山田:だから再共演が楽しみでしたよ。清純な妹だったのに、今回はヒッピー娘みたいな格好しているし。
玉山:はははは!(笑)
山田:どんな感じで来るんだろう? って。実は、(成海演じる)留衣との場面ですごく好きなセリフがあるんです。借金を抱えた朝倉が、留衣のことを「売っちまおう!」と言うんですけど……。
玉山:ああ、あのセリフは面白いよねえ。
山田:すごく気持ちのいいセリフでしたね。普通はそんなことを言うわけがないし、映画『イキガミ』のことを思えば相当面白いですよね。しかも、「売っちまおう!」と言うまでに朝倉は一度迷うんですよ。売っちまおうかな? いや、もったいないかな? いいや、売っちまえ! と。あのシーンは僕的にお気に入りです(笑)。
恥ずかしいセリフを真剣に言うことで生まれるシュールな面白さ
Q:玉山さんと成海さんのやりとりも面白いです。
玉山:僕は初共演だったんですが、ピュアな女優さんだという印象を受けましたね。実は、僕も留衣とのシーンで印象深いセリフがあるんです。相田が彼女に「ドラえもん祭だったら連れてってやるよ」と言うところがあるんですが、そのセリフを言うのがすごく恥ずかしくて……。
山田:あはは(笑)。
玉山:もう少し格好いいセリフはないのかな? と思い、監督とも話したんですが、「ここはぜひ、ドラえもん祭で!」と言われて。
山田:僕のセリフにも「ドラえもん祭」が出てくるんですけど、そこは僕も監督と戦いました(笑)。ほかに変えられるものはないかな? と思って。
玉山:だよね!
山田:しかも、正確には「夏休みドラえもん祭」なんですよ。単語としてはちょっと長いじゃないですか。だから、リハーサルのときに「夏休み」を抜いて言ってみたら、「夏休みをちゃんと付けてください」と指摘されて。「どうしてですか?」と聞いたら、「ドラえもん祭は春休みと夏休みにあるんですよ!」って。まあ、でも言うとなったら、なるべく恥を捨てて自然に言おうと心を決めましたけど(笑)。
玉山:恥を捨てたというか、あきらめですよね(笑)。
山田:あれを真剣に言うからこそ、シュールな面白さが生まれる部分ではありますからね。

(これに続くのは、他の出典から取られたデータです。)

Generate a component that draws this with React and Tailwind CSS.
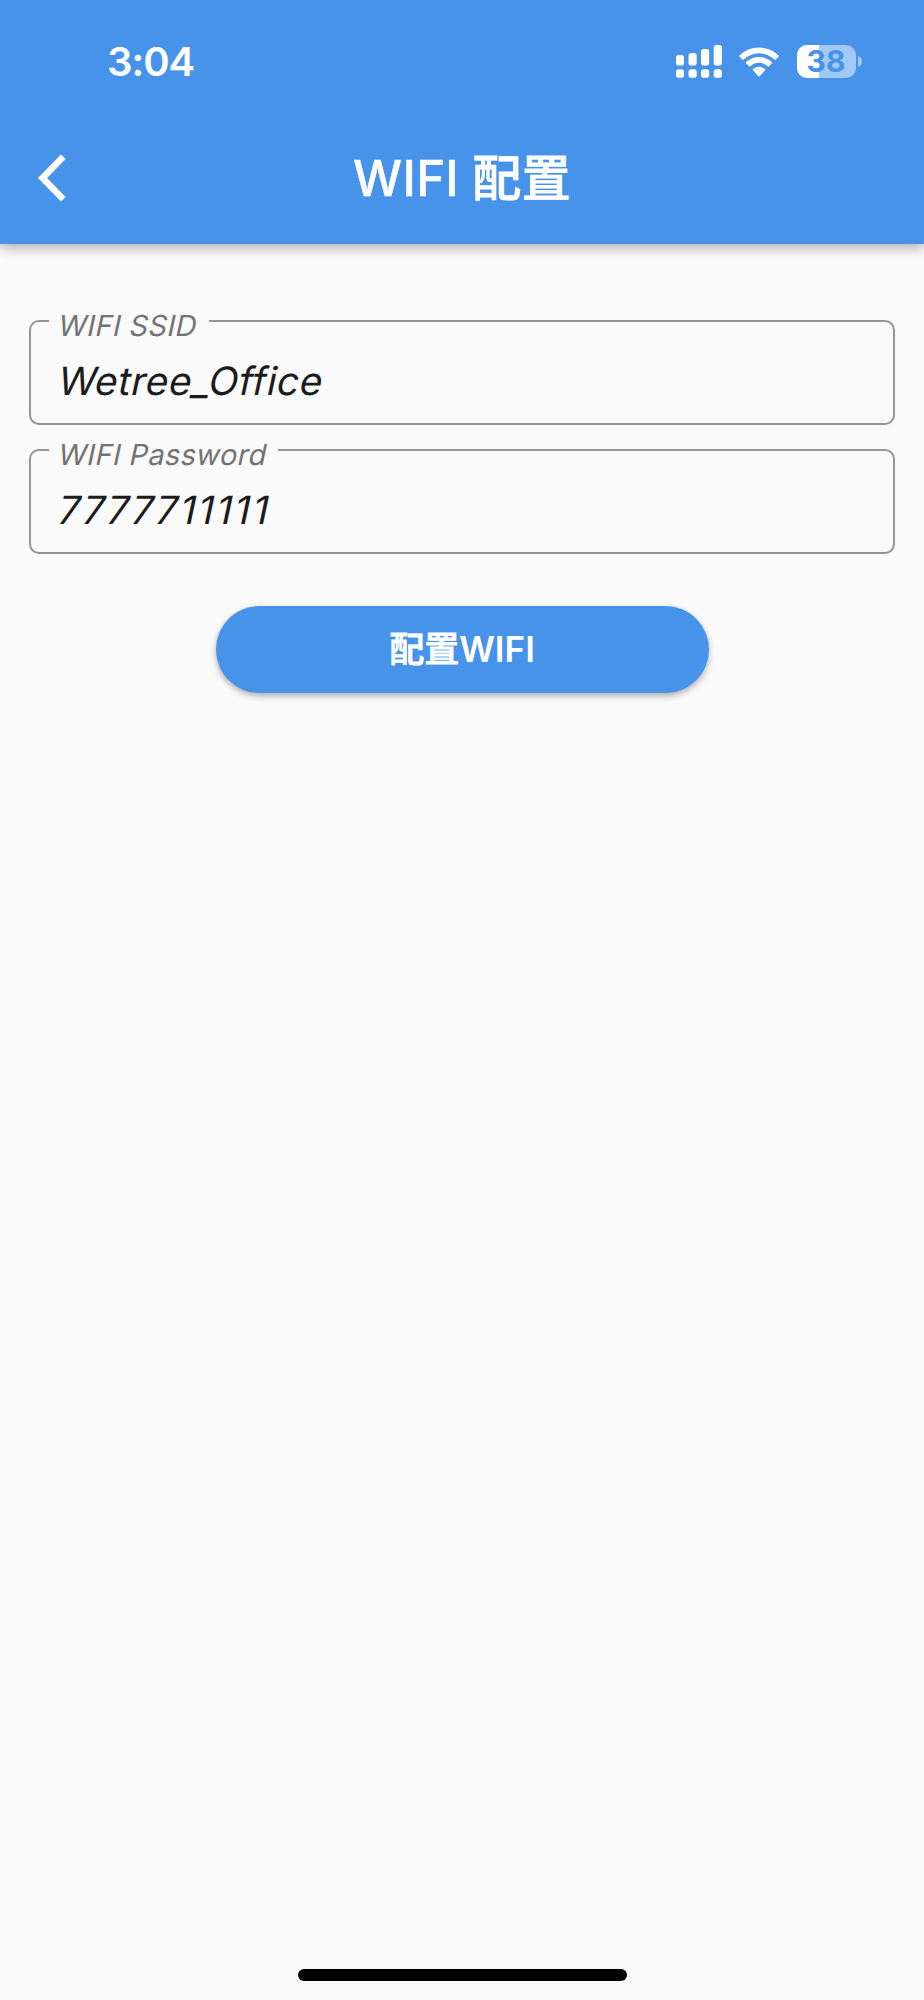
import React, { useState } from 'react';

function SignalIcon() {
  return (
    <svg width="46" height="33" viewBox="0 0 46 33" fill="white">
      <rect x="0" y="10" width="8" height="10.5" rx="2.8" />
      <rect x="12.5" y="8" width="8.2" height="12.5" rx="2.8" />
      <rect x="25" y="4" width="8.2" height="16.5" rx="2.8" />
      <rect x="37.7" y="0" width="8.2" height="20.5" rx="2.8" />
      <rect x="0" y="24.3" width="8" height="8.4" rx="2.8" />
      <rect x="12.5" y="24.3" width="8.2" height="8.4" rx="2.8" />
      <rect x="25" y="24.3" width="8.2" height="8.4" rx="2.8" />
      <rect x="37.7" y="24.3" width="8.2" height="8.4" rx="2.8" />
    </svg>
  );
}

function WifiIcon() {
  return (
    <svg width="40" height="30" viewBox="0 0 40 30" fill="white">
      <path d="M.5 8.4A28.2 28.2 0 0 1 39.5 8.4Q40.1 9 39.5 9.7L36.7 12.5Q36 13.1 35.4 12.5A22.3 22.3 0 0 0 4.6 12.5Q4 13.1 3.3 12.5L.5 9.7Q-.1 9 .5 8.4Z" />
      <path d="M7.2 15.1A18.7 18.7 0 0 1 32.8 15.1Q33.4 15.8 32.8 16.4L29.9 19.2Q29.3 19.7 28.6 19.2A12.6 12.6 0 0 0 11.4 19.2Q10.7 19.7 10.1 19.2L7.2 16.4Q6.6 15.8 7.2 15.1Z" />
      <path d="M14 21.9A9.2 9.2 0 0 1 26 21.9Q26.7 22.5 26 23.2L20.7 29.2Q20 29.9 19.3 29.2L14 23.2Q13.3 22.5 14 21.9Z" />
    </svg>
  );
}

function Battery({ level }) {
  return (
    <div className="flex items-center gap-[2px]">
      <div className="relative h-[33px] w-[59px] rounded-[10px] bg-[#a1c9f4]">
        <div className="h-full rounded-l-[10px] bg-white" style={{ width: `${level}%` }} />
        <span className="absolute -left-[1px] right-0 -top-[2px] text-center text-[30px] leading-[37px] font-bold text-[#4893ea]">
          {level}
        </span>
      </div>
      <svg width="4" height="11" viewBox="0 0 4 11" fill="#a1c9f4">
        <path d="M0 0Q4 1.5 4 5.5T0 11Z" />
      </svg>
    </div>
  );
}

function StatusBar() {
  return (
    <div className="flex h-[123px] items-center justify-between pl-[107px] pr-[62px]">
      <span className="text-[40px] leading-none font-semibold tracking-[-1px]">3:04</span>
      <div className="flex items-center gap-[18px]">
        <div className="flex items-center gap-[17px]">
          <SignalIcon />
          <WifiIcon />
        </div>
        <Battery level={38} />
      </div>
    </div>
  );
}

function TextField({ label, value, onChange, inputClass }) {
  return (
    <label className="relative flex h-[105px] items-center rounded-[10px] border-2 border-[#949494] px-7">
      <span className="absolute left-[18px] -top-[14px] bg-[#fafafa] pl-[10px] pr-[11px] text-[29px] leading-[36px] whitespace-nowrap text-[#737373]">
        <span className="inline-block -skew-x-12 font-[370] tracking-[0.35px]">{label}</span>
      </span>
      <input
        value={value}
        onChange={(e) => onChange(e.target.value)}
        className={`mt-[17px] w-full -skew-x-12 bg-transparent text-[39px] leading-[48px] font-[370] text-[#1c1c1c] outline-none ${inputClass}`}
      />
    </label>
  );
}

export default function App() {
  const [ssid, setSsid] = useState('Wetree_Office');
  const [password, setPassword] = useState('7777711111');

  return (
    <div className="flex h-[2000px] w-[924px] flex-col bg-[#fafafa] font-['Inter','Noto_Sans_CJK_SC',sans-serif]">
      <header className="h-[244px] bg-[#4893ea] text-white shadow-[0_4px_12px_rgba(0,0,0,0.3)]">
        <StatusBar />
        <div className="grid h-[110px] grid-cols-[1fr_auto_1fr] items-center">
          <button className="justify-self-start pl-[38px]">
            <svg width="28" height="48" viewBox="0 0 28 48" fill="none" stroke="white" strokeWidth="6.6">
              <path d="M25.3 2.7L4.5 24l20.8 21.3" />
            </svg>
          </button>
          <h1 className="text-[49px] leading-none font-medium tracking-[0.3px] [-webkit-text-stroke:0.4px_white]">
            WIFI <span className="[-webkit-text-stroke:0.8px_white]">配置</span>
          </h1>
        </div>
      </header>

      <main className="flex flex-1 flex-col px-[29px] pt-[76px]">
        <div className="flex flex-col gap-6">
          <TextField label="WIFI SSID" value={ssid} onChange={setSsid} inputClass="tracking-[0.4px]" />
          <TextField
            label="WIFI Password"
            value={password}
            onChange={setPassword}
            inputClass="tracking-[2.3px] [font-kerning:none]"
          />
        </div>
        <button className="mt-[52px] h-[87px] w-[493px] self-center rounded-full bg-[#4893ea] text-[35px] leading-none font-semibold text-white shadow-[0_3px_6px_rgba(0,0,0,0.3)]">
          <span className="font-medium [-webkit-text-stroke:0.9px_white]">配置</span>WIFI
        </button>
      </main>

      <div className="mb-[19px] h-3 w-[329px] self-center rounded-full bg-black" />
    </div>
  );
}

玉山:何を格好つけて言ってるんだ? この人たちは、ってね。
Q:最後に、完成した映画をご覧になった感想を教えてください。
玉山:ほかの部屋の人たちと現場で会うことがなかったので、すごく新鮮な気持ちで観られましたね。自分が出ているほかの作品よりは、1本の映画として客観的に楽しめたかもしれません。それぞれの部屋の事情がほかの部屋に何かしらの影響を及ぼしていたり、それぞれの話がリンクしたりしている部分が楽しかったです。
山田:いろいろな人間がいて、いろいろなことが起きているハチャメチャ感はあるんですけど、ストーリー自体は「人生って、こんなものなのかな」と思えるところに着地している。その辺りにリアリティーを感じられて、いいと思いました。
さすがは週に1回は遊ぶ間柄であるだけに、インタビュー中も二人そろって自然体。撮影の思い出について和気あいあいと語り合う一方、俳優としての熱さをそれぞれのぞかせる彼らに魅了された。普段の会話に関しては「教えてもいいけど、書けない内容だと思いますよ(笑)」とのこと。そう言われると、ますます盗み聞きしてみたくなる……。